Shimon Peres Versus the Brits

(Jerusalem Post) Efraim Karsh - Last week Israeli President Shimon Peres provoked anger among British politicians and Anglo-Jewish leaders when he told a Jewish website that the British establishment had always been "deeply pro-Arab...and anti-Israel," and that this was partly due to endemic anti-Semitic dispositions. While observers responded that Britain had been the midwife of the Jewish state, the truth is that no sooner had Britain been appointed as the mandatory power in Palestine, with the explicit task of facilitating the establishment of a Jewish national home in the country in accordance with the Balfour Declaration, than it reneged on this obligation. In 1921, the British government severed the vast and sparsely populated territory east of the Jordan River ("Transjordan") from the prospective Jewish national home and made Abdullah, the emir of Mecca, its effective ruler. In 1922 and 1930, two British White Papers limited Jewish immigration to Palestine and imposed harsh restrictions on land sales to Jews. Britain's betrayal of its international obligations to the Jewish national cause reached its peak on May 17, 1939, when a new White Paper, issued just prior to the Nazi extermination of European Jewry, imposed draconian restrictions on land sales to Jews and limited immigration to 75,000 over the next five years. In the postwar years, tens of thousands of Holocaust survivors who sought to run the British naval blockade were herded into congested camps in Cyprus, where they were incarcerated for years.
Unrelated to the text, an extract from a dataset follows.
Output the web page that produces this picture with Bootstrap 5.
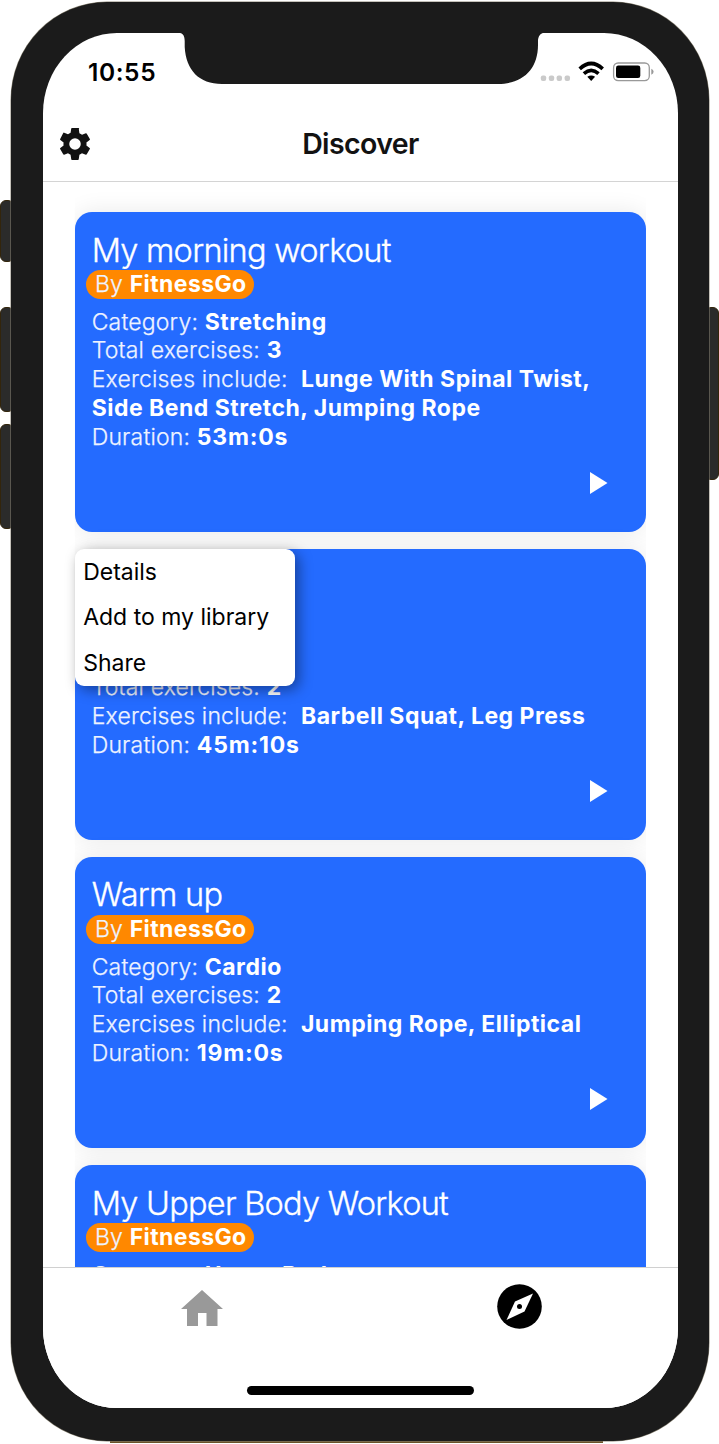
<!DOCTYPE html>
<html lang="en">
<head>
<meta charset="utf-8">
<meta name="viewport" content="width=device-width, initial-scale=1">
<title>Discover</title>
<link rel="stylesheet" href="https://cdn.jsdelivr.net/npm/bootstrap@5.3.0/dist/css/bootstrap.min.css">
<style>
html,body{height:1444px;overflow:hidden}
body{width:719px;background:#fff;font-family:Inter,sans-serif;color:#000}
.device{width:719px;height:1444px}
.frame{margin:1.5px 10px 0 10.7px;width:698.3px;height:1439.5px;padding:31.5px 31px 33px 32.3px;background:#1b1b1b;border-radius:96px/98px;box-shadow:0 0 0 .5px #8a8474}
.screen{height:1375px;border-radius:74px/80px;background:#fff;overflow:hidden}
.side-key{background:#2b2b2a;border:1px solid #33250b;width:14px}
.foot-edge{left:110px;top:1440px;width:493px;height:3px;background:#6b5228}
.notch{left:137px;top:0;width:363px;height:51px}
.status{height:77px;padding:0 24px 0 45px}
.clock{font-size:24.5px;font-weight:600;letter-spacing:.6px;line-height:79px}
.title-row{height:72px;border-bottom:1px solid #d4d4d4}
.title-row h1{font-size:28.5px;font-weight:600;letter-spacing:-.6px;color:#121212;line-height:68px}
.gear{left:16px;top:18px}
.feed{height:1085px}
.feed-list{padding:30px 0 0;margin:0 32px 0 31.7px;gap:17px;height:1085px;clip-path:inset(0)}
.workout{flex:none;border:0;border-radius:17px;background:#246bff;color:#fff;height:291.2px;padding:18.5px 17.3px 0 17px;box-shadow:0 0 24px rgba(0,0,0,.09)}
.workout.tall{height:319.8px}
.workout h2{font-size:32.5px;font-weight:300;-webkit-text-stroke:.35px #fff;line-height:40.5px;letter-spacing:-.75px;margin:0 0 -1px;white-space:nowrap}
.author{background:#ff8800;border-radius:15px;height:28.7px;line-height:29px;margin:0 0 8.9px -5.3px;width:168px;padding-left:8.6px;align-self:flex-start;font-size:23px;white-space:nowrap}
.facts{font-size:23px;line-height:28.75px;white-space:nowrap}
.facts,.author{font-weight:300;-webkit-text-stroke:.25px #eef3ff;letter-spacing:.18px;color:#eef3ff}
.facts b,.author b{font-weight:700;-webkit-text-stroke:0;letter-spacing:.5px;color:#fff}
.author b{letter-spacing:.4px}
.facts .nums{letter-spacing:.8px}
.play{left:515.5px;bottom:38px}
.options{left:31.7px;width:220px;height:137.5px;border-radius:9px;background:#fff;box-shadow:4px 4px 14px rgba(0,0,0,.4);font-size:23px;z-index:2}
.options li{height:45.8px;line-height:46.8px;padding-left:8.500px;white-space:nowrap}
.tabs{height:141px;border-top:1px solid #d0d0d0;background:#fff;z-index:3}
.home-bar{left:204px;bottom:13.5px;width:227px;height:8.5px;border-radius:5px;background:#000}
</style>
</head>
<body>
<div class="device position-relative overflow-hidden">
  <i class="side-key position-absolute rounded-2" style="left:0;top:200px;height:62px"></i>
  <i class="side-key position-absolute rounded-2" style="left:0;top:307px;height:105px"></i>
  <i class="side-key position-absolute rounded-2" style="left:0;top:424px;height:105px"></i>
  <i class="side-key position-absolute rounded-2" style="left:705px;top:307px;height:173px"></i>
  <i class="foot-edge position-absolute"></i>
  <div class="frame position-relative d-inline-block">
    <main class="screen position-relative d-flex flex-column">
      <svg class="notch position-absolute" viewBox="0 0 363 51"><path fill="#1b1b1b" d="M0 0C3 .5 4.700 3 4.700 8V14C6 37 19 51 42 51H318C343 51 358 36 358 12V8C358 3 361 .3 363 0Z"/></svg>
      <div class="status d-flex flex-shrink-0 justify-content-between">
        <span class="clock">10:55</span>
        <svg width="114" height="77" viewBox="0 0 114 77">
          <g fill="#cacaca"><rect x=".8" y="42.500" width="5.400" height="5.400" rx="2"/><rect x="8.800" y="42.500" width="5.400" height="5.400" rx="2"/><rect x="16.600" y="42.500" width="5.400" height="5.400" rx="2"/><rect x="24.600" y="42.500" width="5.400" height="5.400" rx="2"/></g>
          <g fill="none" stroke="#000" stroke-width="3.700"><path d="M39.700 35.800Q51.200 25.200 62.700 35.800"/><path d="M43.900 40.600Q51.200 34.200 58.500 40.600"/></g>
          <path d="M51.200 48l-3.900-4.200q3.900-2.800 7.800 0z"/>
          <rect x="73.600" y="30" width="35.700" height="17.600" rx="4.500" fill="#fff" stroke="#999" stroke-width="1.300"/><rect x="76" y="32.600" width="24.300" height="12.400" rx="2.300"/><path d="M111.300 35.700q2.300 1 2.300 3t-2.300 3z" fill="#999"/>
        </svg>
      </div>
      <header class="title-row position-relative flex-shrink-0 text-center">
        <svg class="gear position-absolute" width="32" height="32" viewBox="2.250 2 19.500 20"><path fill="#111" d="M19.140 12.940c.04-.3.060-.61.060-.94 0-.32-.02-.64-.07-.94l2.030-1.580a.49.49 0 0 0 .12-.61l-1.920-3.320a.49.49 0 0 0-.59-.22l-2.390.96a7 7 0 0 0-1.620-.94l-.36-2.540A.48.48 0 0 0 13.920 2h-3.840a.48.48 0 0 0-.47.410l-.36 2.540c-.59.240-1.130.57-1.620.94l-2.390-.96a.48.48 0 0 0-.59.220L2.740 8.870a.48.48 0 0 0 .12.610l2.030 1.580c-.05.3-.09.630-.09.940s.02.640.07.940l-2.030 1.580a.49.49 0 0 0-.12.610l1.920 3.320c.12.220.37.290.59.220l2.390-.96c.5.380 1.030.7 1.620.94l.36 2.540c.05.240.24.810.48.810h3.840c.24 0 .44-.57.47-.81l.36-2.540c.59-.24 1.130-.56 1.620-.94l2.390.96c.22.080.47 0 .59-.22l1.920-3.320a.48.48 0 0 0-.12-.61zM12 15.600a3.600 3.600 0 1 1 0-7.200 3.600 3.600 0 0 1 0 7.200z"/></svg>
        <h1 class="m-0">Discover</h1>
      </header>
      <section class="feed flex-shrink-0">
        <div class="feed-list d-flex flex-column">
          <article class="card workout tall"><h2>My morning workout</h2><div class="author">By <b>FitnessGo</b></div>
            <div class="facts">Category: <b>Stretching</b><br>Total exercises: <b>3</b><br>Exercises include: &nbsp;<b>Lunge With Spinal Twist,<br>Side Bend Stretch, Jumping Rope</b><br>Duration: <b class="nums">53m:0s</b></div>
            <svg class="play position-absolute" width="18" height="22"><path fill="#fff" d="M0 0L17.500 11L0 22Z"/></svg></article>
          <article class="card workout"><h2>&nbsp;</h2><div class="author"></div>
            <div class="facts"><br>Total exercises: <b>2</b><br>Exercises include: &nbsp;<b>Barbell Squat, Leg Press</b><br>Duration: <b class="nums">45m:10s</b></div>
            <svg class="play position-absolute" width="18" height="22"><path fill="#fff" d="M0 0L17.500 11L0 22Z"/></svg></article>
          <article class="card workout"><h2>Warm up</h2><div class="author">By <b>FitnessGo</b></div>
            <div class="facts">Category: <b>Cardio</b><br>Total exercises: <b>2</b><br>Exercises include: &nbsp;<b>Jumping Rope, Elliptical</b><br>Duration: <b class="nums">19m:0s</b></div>
            <svg class="play position-absolute" width="18" height="22"><path fill="#fff" d="M0 0L17.500 11L0 22Z"/></svg></article>
          <article class="card workout"><h2>My Upper Body Workout</h2><div class="author">By <b>FitnessGo</b></div>
            <div class="facts">Category: <b>Upper Body</b></div></article>
        </div>
        <ul class="options list-unstyled m-0 position-absolute" style="top:515.5px"><li>Details</li><li>Add to my library</li><li>Share</li></ul>
      </section>
      <nav class="tabs position-relative flex-shrink-0 d-flex">
        <a class="col-6 text-center pt-3" href="#"><svg width="42" height="48" viewBox="0 0 42 48"><path fill="#999" d="M21 6L42 25H36.500V42H25.500V29H17V42H6V25H0Z"/></svg></a>
        <a class="col-6 text-center pt-3" href="#"><svg width="45" height="45" viewBox="0 0 45 45"><circle cx="22.500" cy="22.500" r="22.300"/><path fill="#fff" d="M36 9.500L27.500 27.500L9.500 36L18 17.500Z"/><circle cx="22.500" cy="22.500" r="2.500"/></svg></a>
        <i class="home-bar position-absolute"></i>
      </nav>
    </main>
  </div>
</div>
<script src="https://cdn.jsdelivr.net/npm/bootstrap@5.3.0/dist/js/bootstrap.bundle.min.js"></script>
</body>
</html>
Prime Minister Clement Attlee compared Holocaust survivors wishing to leave Europe and to return to their ancestral homeland to Nazi troops invading the continent, while the last high commissioner for Palestine, General Sir Alan Cunningham, said of Zionism, "The forces of nationalism are accompanied by the psychology of the Jew, which it is important to recognize as something quite abnormal and unresponsive to rational treatment." The writer is professor of Middle East and Mediterranean Studies at King's College London.